=== Collected material ===

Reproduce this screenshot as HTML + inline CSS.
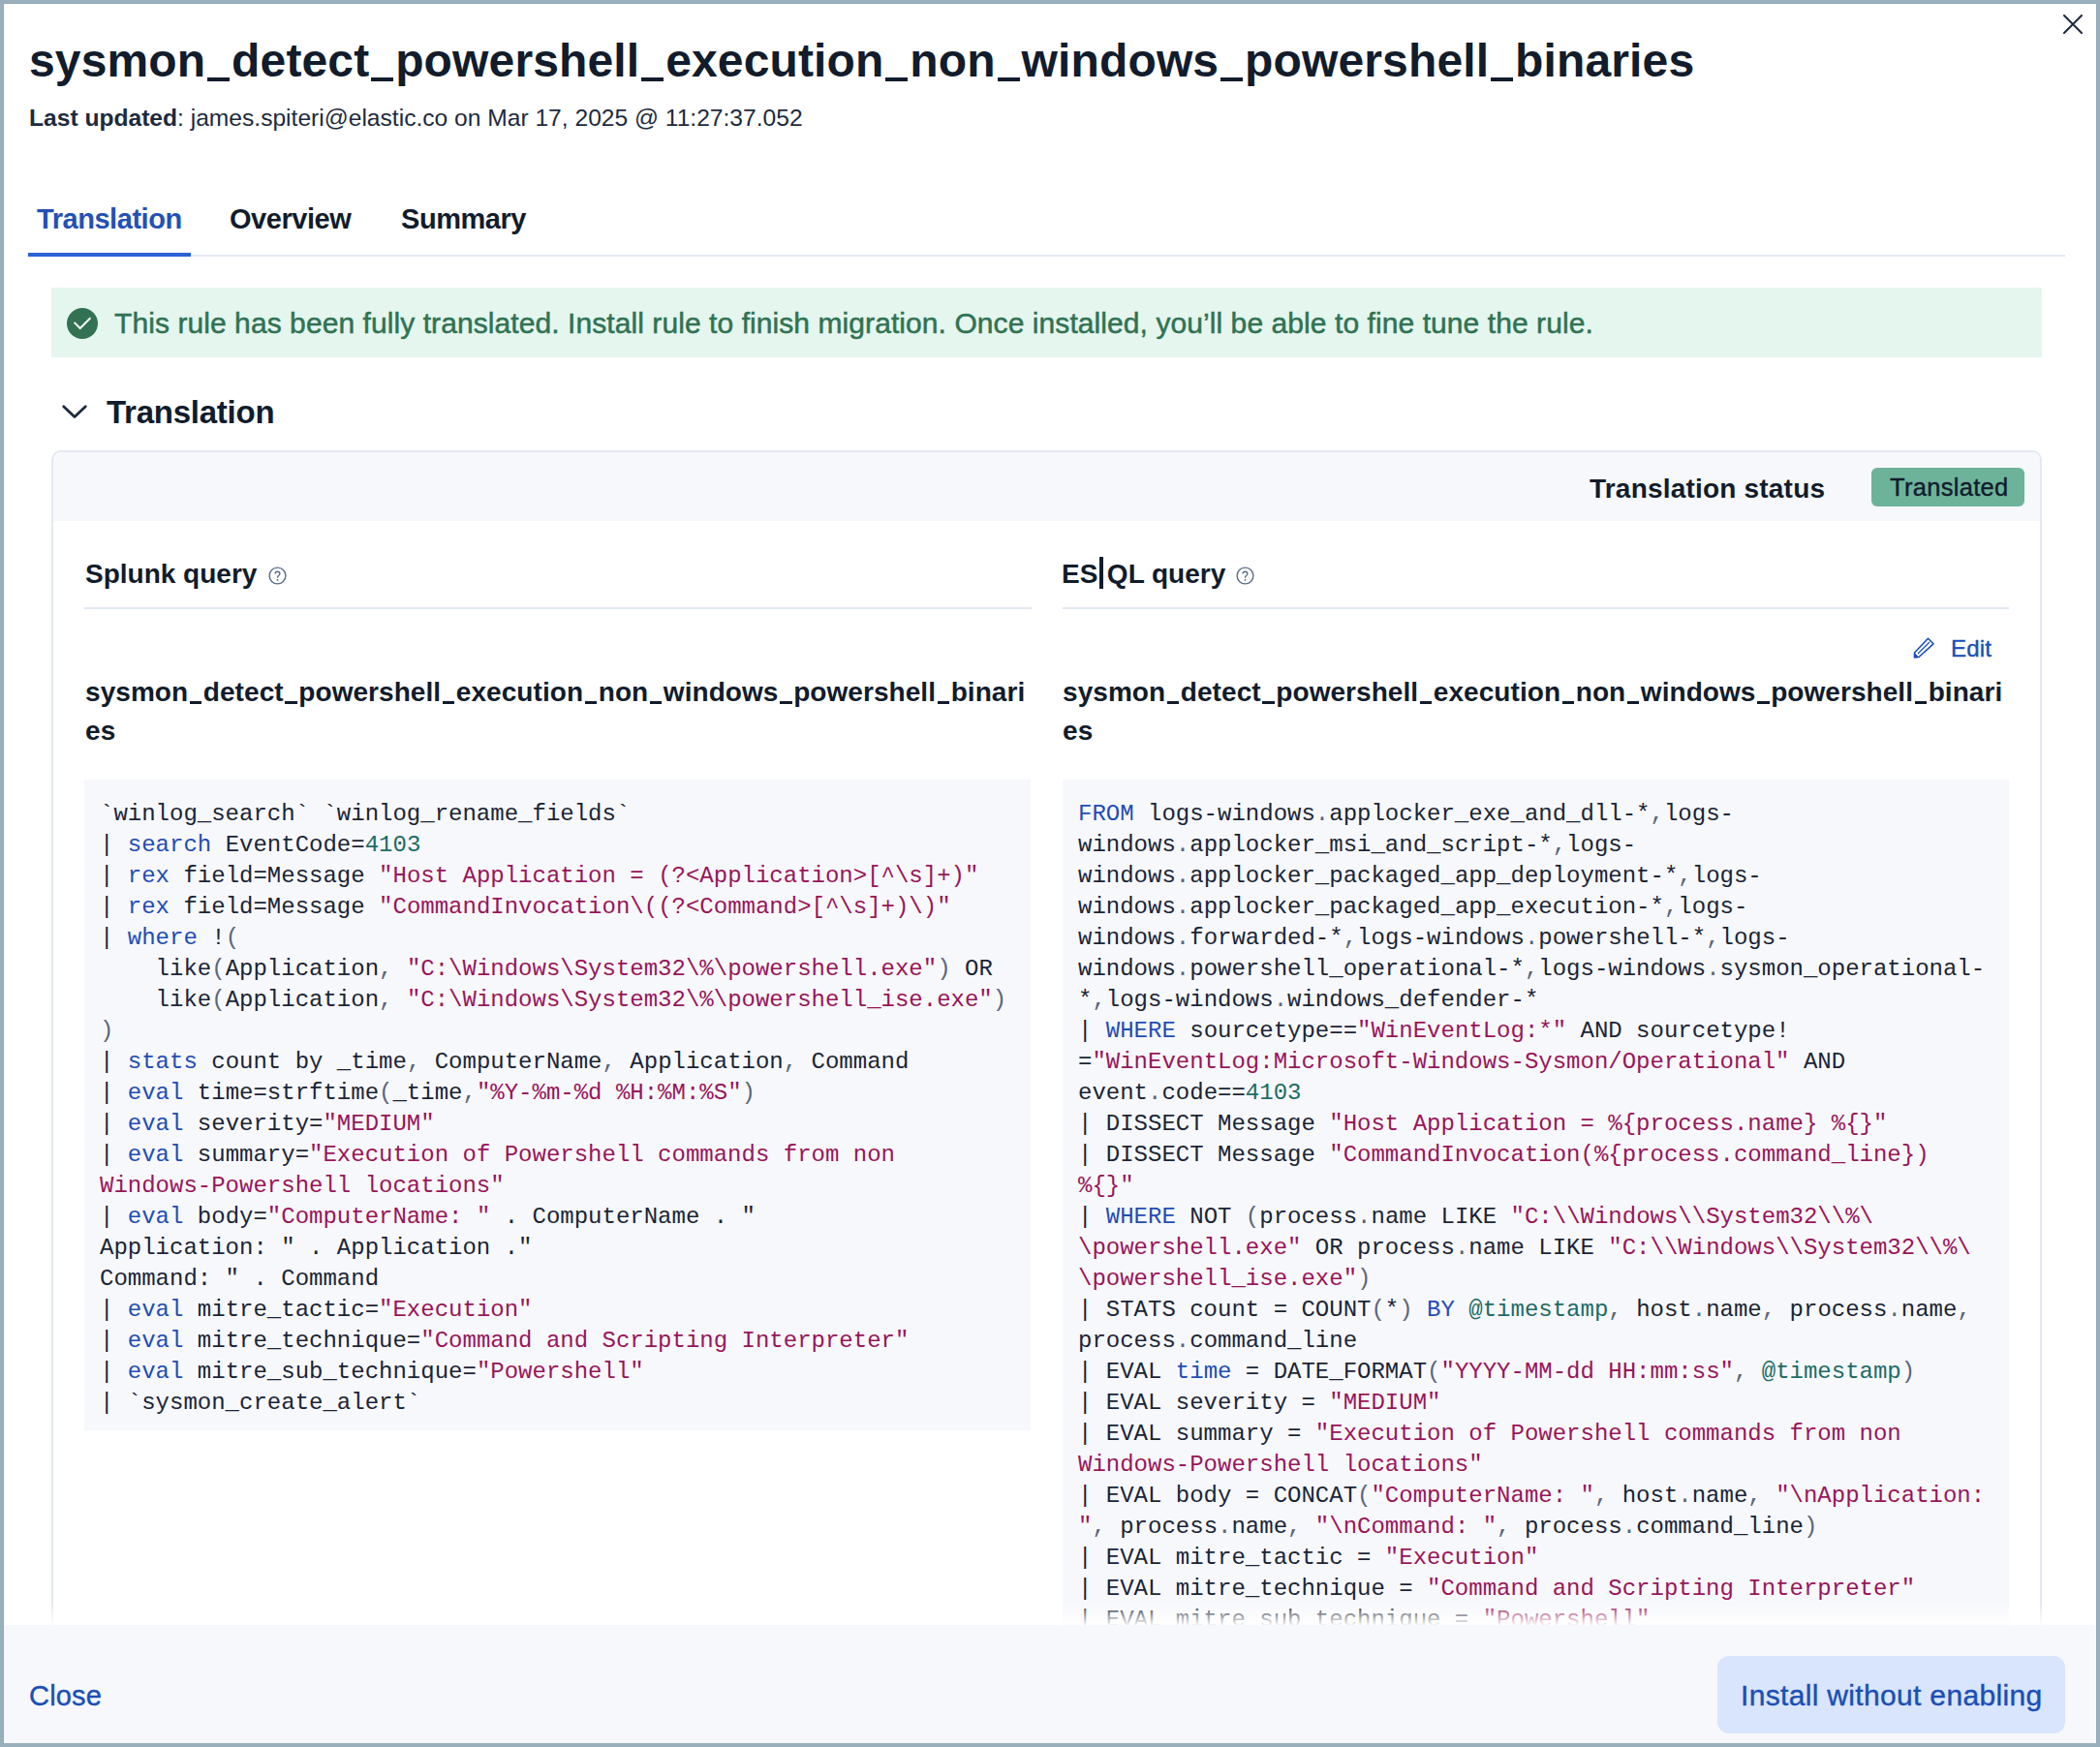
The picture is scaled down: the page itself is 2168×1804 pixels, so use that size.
<!DOCTYPE html>
<html><head><meta charset="utf-8">
<style>
html,body{margin:0;padding:0;}
body{width:2168px;height:1804px;position:relative;overflow:hidden;background:#99afbc;font-family:"Liberation Sans",sans-serif;color:#1d2a3e;}
.fly{position:absolute;left:4px;top:4px;width:2160px;height:1796px;background:#fff;overflow:hidden;box-shadow:0 0 0 1px #93a9b6;}
.a{position:absolute;white-space:pre;}
.b{font-weight:700;}
.title{left:30px;top:35px;font-size:48px;line-height:56px;font-weight:700;color:#111c2c;letter-spacing:0.14px;}
.sub{left:30px;top:106.5px;font-size:24.6px;line-height:30px;color:#1d2a3e;}
.tab{top:208.6px;font-size:29px;line-height:34px;font-weight:700;color:#111c2c;letter-spacing:-0.45px;}
.tabline{position:absolute;left:28px;top:263px;width:2104px;height:2px;background:#e3e8f2;}
.tabsel{position:absolute;left:29px;top:261px;width:168px;height:4px;background:#2a62d6;}
.callout{position:absolute;left:53px;top:297px;width:2055px;height:72px;background:#e5f6ee;}
.ctext{left:118px;top:316px;font-size:30px;line-height:36px;color:#307252;letter-spacing:0.075px;-webkit-text-stroke:0.5px #307252;}
.acc{left:110px;top:405.7px;font-size:33px;line-height:40px;font-weight:700;color:#111c2c;letter-spacing:-0.25px;}
.panel{position:absolute;left:53px;top:465px;width:2051px;height:1400px;border:2px solid #e3e8f2;border-radius:10px;background:#fff;}
.phead{position:absolute;left:55px;top:467px;width:2051px;height:71px;background:#f7f8fc;border-radius:8px 8px 0 0;}
.status{left:1641px;top:488px;letter-spacing:0.2px;font-size:28px;line-height:34px;font-weight:700;color:#111c2c;}
.badge{position:absolute;left:1932px;top:483px;width:158px;height:40px;border-radius:6px;background:#6db39a;}
.btext{left:1951px;top:487.9px;font-size:25.5px;line-height:30px;color:#111c2c;letter-spacing:0.3px;-webkit-text-stroke:0.4px #111c2c;}
.colh{top:575.7px;font-size:28px;line-height:34px;font-weight:700;color:#111c2c;}
.hr{position:absolute;top:627px;height:2px;background:#e3e8f2;}
.edit{left:2014px;top:654.6px;font-size:24px;line-height:30px;color:#1a4fb5;letter-spacing:0.2px;-webkit-text-stroke:0.4px #1a4fb5;}
.rname{top:694.6px;font-size:28px;line-height:40px;letter-spacing:0.06px;font-weight:700;color:#111c2c;width:977px;white-space:normal;word-break:break-all;}
.code{position:absolute;top:805px;width:977px;background:#f7f8fc;font-family:"Liberation Mono",monospace;font-size:24px;line-height:32px;color:#1a2536;}
.code pre{margin:0;padding:19.5px 16px 12.5px 16px;font:inherit;white-space:pre;}
.k{color:#1f4db5;}
.s{color:#98155a;}
.n{color:#1d6b66;}
.p{color:#5a6678;}
.foot{position:absolute;left:4px;top:1678px;width:2160px;height:122px;background:#f7f8fc;}
.close{left:30px;top:1733.5px;font-size:29px;line-height:34px;color:#1a4fb5;letter-spacing:0.2px;-webkit-text-stroke:0.4px #1a4fb5;}
.btn{position:absolute;left:1773px;top:1710px;width:359px;height:80px;border-radius:12px;background:#d9e5fd;}
.btntext{left:1797px;top:1733px;font-size:30px;line-height:36px;color:#1a4fb5;letter-spacing:0.33px;-webkit-text-stroke:0.4px #1a4fb5;}
.u{color:transparent;position:relative;}
.u::after{content:"";position:absolute;left:1.5px;right:1.5px;background:#111c2c;}
.title .u::after{top:43.6px;height:4.6px;left:2px;right:2px;}
.rname .u::after{top:25.4px;height:2.6px;}
</style></head><body>
<div class="fly"></div>
<!-- close X -->
<svg class="a" style="left:2130px;top:15px" width="20" height="20" viewBox="0 0 20 20"><path d="M1 1L19 19M19 1L1 19" stroke="#1d2a3e" stroke-width="2" stroke-linecap="round"/></svg>
<div class="a title">sysmon<span class="u">_</span>detect<span class="u">_</span>powershell<span class="u">_</span>execution<span class="u">_</span>non<span class="u">_</span>windows<span class="u">_</span>powershell<span class="u">_</span>binaries</div>
<div class="a sub"><b>Last updated</b>: james.spiteri@elastic.co on Mar 17, 2025 @ 11:27:37.052</div>
<div class="a tab" style="left:38px;color:#2351b5">Translation</div>
<div class="a tab" style="left:237px">Overview</div>
<div class="a tab" style="left:414px">Summary</div>
<div class="tabline"></div>
<div class="tabsel"></div>
<div class="callout"></div>
<svg class="a" style="left:69px;top:318px" width="32" height="32" viewBox="0 0 32 32"><circle cx="16" cy="16" r="16" fill="#327252"/><path d="M7.6 14.9L13.7 21L24.4 10.3" stroke="#f2fbf6" stroke-width="2" fill="none"/></svg>
<div class="a ctext">This rule has been fully translated. Install rule to finish migration. Once installed, you’ll be able to fine tune the rule.</div>
<svg class="a" style="left:63px;top:416px" width="28" height="18" viewBox="0 0 28 18"><path d="M2.7 3.8L14 14.6L25.3 3.8" stroke="#1d2a3e" stroke-width="2.8" fill="none" stroke-linecap="round" stroke-linejoin="round"/></svg>
<div class="a acc">Translation</div>
<div class="panel"></div>
<div class="phead"></div>
<div class="a status">Translation status</div>
<div class="badge"></div>
<div class="a btext">Translated</div>
<!-- column headers -->
<div class="a colh" style="left:88px">Splunk query</div>
<svg class="a" style="left:276.5px;top:584.6px" width="19" height="19" viewBox="0 0 19 19"><circle cx="9.5" cy="9.5" r="8.4" stroke="#5a6d8c" stroke-width="1.4" fill="none"/><path d="M7.1 7.6C7.1 6.2 8.2 5.2 9.5 5.2C10.8 5.2 11.9 6.2 11.9 7.5C11.9 8.6 11.1 9.1 10.4 9.6C9.8 10 9.5 10.4 9.5 11.2V11.8" stroke="#5a6d8c" stroke-width="1.4" fill="none"/><circle cx="9.5" cy="13.9" r="0.95" fill="#5a6d8c"/></svg>
<div class="hr" style="left:87px;width:978px"></div>
<div class="a colh" style="left:1096px">ES<span style="display:inline-block;width:3.5px;height:0;position:relative;margin:0 4px 0 2px"><span style="position:absolute;left:0;top:-26.7px;width:3.5px;height:33px;background:#111c2c"></span></span>QL query</div>
<svg class="a" style="left:1276px;top:584.6px" width="19" height="19" viewBox="0 0 19 19"><circle cx="9.5" cy="9.5" r="8.4" stroke="#5a6d8c" stroke-width="1.4" fill="none"/><path d="M7.1 7.6C7.1 6.2 8.2 5.2 9.5 5.2C10.8 5.2 11.9 6.2 11.9 7.5C11.9 8.6 11.1 9.1 10.4 9.6C9.8 10 9.5 10.4 9.5 11.2V11.8" stroke="#5a6d8c" stroke-width="1.4" fill="none"/><circle cx="9.5" cy="13.9" r="0.95" fill="#5a6d8c"/></svg>
<div class="hr" style="left:1097px;width:977px"></div>
<!-- edit -->
<svg class="a" style="left:1975px;top:658px" width="22" height="22" viewBox="0 0 22 22"><path d="M15.5 1.3L21 6.8L6 20.5L1.5 21L1.5 16Z" stroke="#1a4fb5" stroke-width="1.6" fill="none" stroke-linejoin="round"/><path d="M5 17L17 5" stroke="#1a4fb5" stroke-width="1.2"/><path d="M1.5 16L6 20.5L1.5 21Z" fill="#1a4fb5"/></svg>
<div class="a edit">Edit</div>
<div class="a rname" style="left:88px">sysmon<span class="u">_</span>detect<span class="u">_</span>powershell<span class="u">_</span>execution<span class="u">_</span>non<span class="u">_</span>windows<span class="u">_</span>powershell<span class="u">_</span>binaries</div>
<div class="a rname" style="left:1097px">sysmon<span class="u">_</span>detect<span class="u">_</span>powershell<span class="u">_</span>execution<span class="u">_</span>non<span class="u">_</span>windows<span class="u">_</span>powershell<span class="u">_</span>binaries</div>
<!--CODE-->
<div class="code" style="left:87px;height:672px"><pre>`winlog_search` `winlog_rename_fields`
| <span class="k">search</span> EventCode=<span class="n">4103</span>
| <span class="k">rex</span> field=Message <span class="s">"Host Application = (?&lt;Application&gt;[^\s]+)"</span>
| <span class="k">rex</span> field=Message <span class="s">"CommandInvocation\((?&lt;Command&gt;[^\s]+)\)"</span>
| <span class="k">where</span> !<span class="p">(</span>
    like<span class="p">(</span>Application<span class="p">,</span> <span class="s">"C:\Windows\System32\%\powershell.exe"</span><span class="p">)</span> OR
    like<span class="p">(</span>Application<span class="p">,</span> <span class="s">"C:\Windows\System32\%\powershell_ise.exe"</span><span class="p">)</span>
<span class="p">)</span>
| <span class="k">stats</span> count by _time<span class="p">,</span> ComputerName<span class="p">,</span> Application<span class="p">,</span> Command
| <span class="k">eval</span> time=strftime<span class="p">(</span>_time<span class="p">,</span><span class="s">"%Y-%m-%d %H:%M:%S"</span><span class="p">)</span>
| <span class="k">eval</span> severity=<span class="s">"MEDIUM"</span>
| <span class="k">eval</span> summary=<span class="s">"Execution of Powershell commands from non
Windows-Powershell locations"</span>
| <span class="k">eval</span> body=<span class="s">"ComputerName: "</span> . ComputerName . "
Application: " . Application ."
Command: " . Command
| <span class="k">eval</span> mitre_tactic=<span class="s">"Execution"</span>
| <span class="k">eval</span> mitre_technique=<span class="s">"Command and Scripting Interpreter"</span>
| <span class="k">eval</span> mitre_sub_technique=<span class="s">"Powershell"</span>
| `sysmon_create_alert`</pre></div>
<div class="code" style="left:1097px;height:900px"><pre><span class="k">FROM</span> logs-windows<span class="p">.</span>applocker_exe_and_dll-*<span class="p">,</span>logs-
windows<span class="p">.</span>applocker_msi_and_script-*<span class="p">,</span>logs-
windows<span class="p">.</span>applocker_packaged_app_deployment-*<span class="p">,</span>logs-
windows<span class="p">.</span>applocker_packaged_app_execution-*<span class="p">,</span>logs-
windows<span class="p">.</span>forwarded-*<span class="p">,</span>logs-windows<span class="p">.</span>powershell-*<span class="p">,</span>logs-
windows<span class="p">.</span>powershell_operational-*<span class="p">,</span>logs-windows<span class="p">.</span>sysmon_operational-
*<span class="p">,</span>logs-windows<span class="p">.</span>windows_defender-*
| <span class="k">WHERE</span> sourcetype==<span class="s">"WinEventLog:*"</span> AND sourcetype!
=<span class="s">"WinEventLog:Microsoft-Windows-Sysmon/Operational"</span> AND
event<span class="p">.</span>code==<span class="n">4103</span>
| DISSECT Message <span class="s">"Host Application = %{process.name} %{}"</span>
| DISSECT Message <span class="s">"CommandInvocation(%{process.command_line})
%{}"</span>
| <span class="k">WHERE</span> NOT <span class="p">(</span>process<span class="p">.</span>name LIKE <span class="s">"C:\\Windows\\System32\\%\
\powershell.exe"</span> OR process<span class="p">.</span>name LIKE <span class="s">"C:\\Windows\\System32\\%\
\powershell_ise.exe"</span><span class="p">)</span>
| STATS count = COUNT<span class="p">(</span>*<span class="p">)</span> <span class="k">BY</span> <span class="n">@timestamp</span><span class="p">,</span> host<span class="p">.</span>name<span class="p">,</span> process<span class="p">.</span>name<span class="p">,</span>
process<span class="p">.</span>command_line
| EVAL <span class="k">time</span> = DATE_FORMAT<span class="p">(</span><span class="s">"YYYY-MM-dd HH:mm:ss"</span><span class="p">,</span> <span class="n">@timestamp</span><span class="p">)</span>
| EVAL severity = <span class="s">"MEDIUM"</span>
| EVAL summary = <span class="s">"Execution of Powershell commands from non
Windows-Powershell locations"</span>
| EVAL body = CONCAT<span class="p">(</span><span class="s">"ComputerName: "</span><span class="p">,</span> host<span class="p">.</span>name<span class="p">,</span> <span class="s">"\nApplication:
"</span><span class="p">,</span> process<span class="p">.</span>name<span class="p">,</span> <span class="s">"\nCommand: "</span><span class="p">,</span> process<span class="p">.</span>command_line<span class="p">)</span>
| EVAL mitre_tactic = <span class="s">"Execution"</span>
| EVAL mitre_technique = <span class="s">"Command and Scripting Interpreter"</span>
| EVAL mitre_sub_technique = <span class="s">"Powershell"</span></pre></div>

<div style="position:absolute;left:4px;top:1655px;width:2160px;height:23px;background:linear-gradient(rgba(255,255,255,0),rgba(255,255,255,0.95))"></div>
<div class="foot"></div>
<div class="a close">Close</div>
<div class="btn"></div>
<div class="a btntext">Install without enabling</div>
<div style="position:absolute;left:0;top:1800px;width:2168px;height:4px;background:#99afbc"></div>
</body></html>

===

◆ What is required
Determine how many lines of the listing hold the word "inline" and reply with that figure alone.

◆ Answer to this task
2